The 2016–17 RFU Championship, known for sponsorship reasons as the Greene King IPA Championship, is the eighth season of the professionalised format of the RFU Championship, the second tier of the English rugby union league system run by the Rugby Football Union. It is contested by eleven English clubs and one from Jersey in the Channel Islands. This will be the fourth year of the competition's sponsorship with Greene King Brewery. The twelve teams in the RFU Championship also compete in the British and Irish Cup, along with clubs from Ireland and Wales. Some matches in the RFU Championship are broadcast on Sky Sports.

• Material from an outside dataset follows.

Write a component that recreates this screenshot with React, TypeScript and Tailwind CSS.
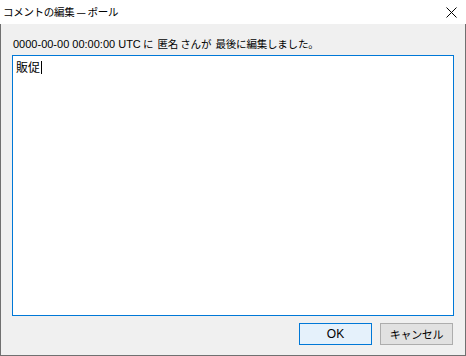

On 24 January 2017 London Welsh were expelled from the championship after failing to meet the conditions required by the RFU to extend a temporary licence granted after their liquidation. The club's record for the season was expunged. The RFU announced that no team would be relegated from the Championship at the end of the season.

==Structure==
The Championship's structure has all the teams playing each other on a home and away basis. The play-off structure will remain the same as the previous year. The top four teams at the end of the home-and-away season qualify for the promotion play-offs which follow a 1 v 4, 2 v 3 system. The winners have to meet the RFU's Minimum Standards Criteria in order to be promoted to the English Premiership. There is no promotion if a ground fails to meet the criteria. Unlike previous seasons there will be no relegation from the league this year.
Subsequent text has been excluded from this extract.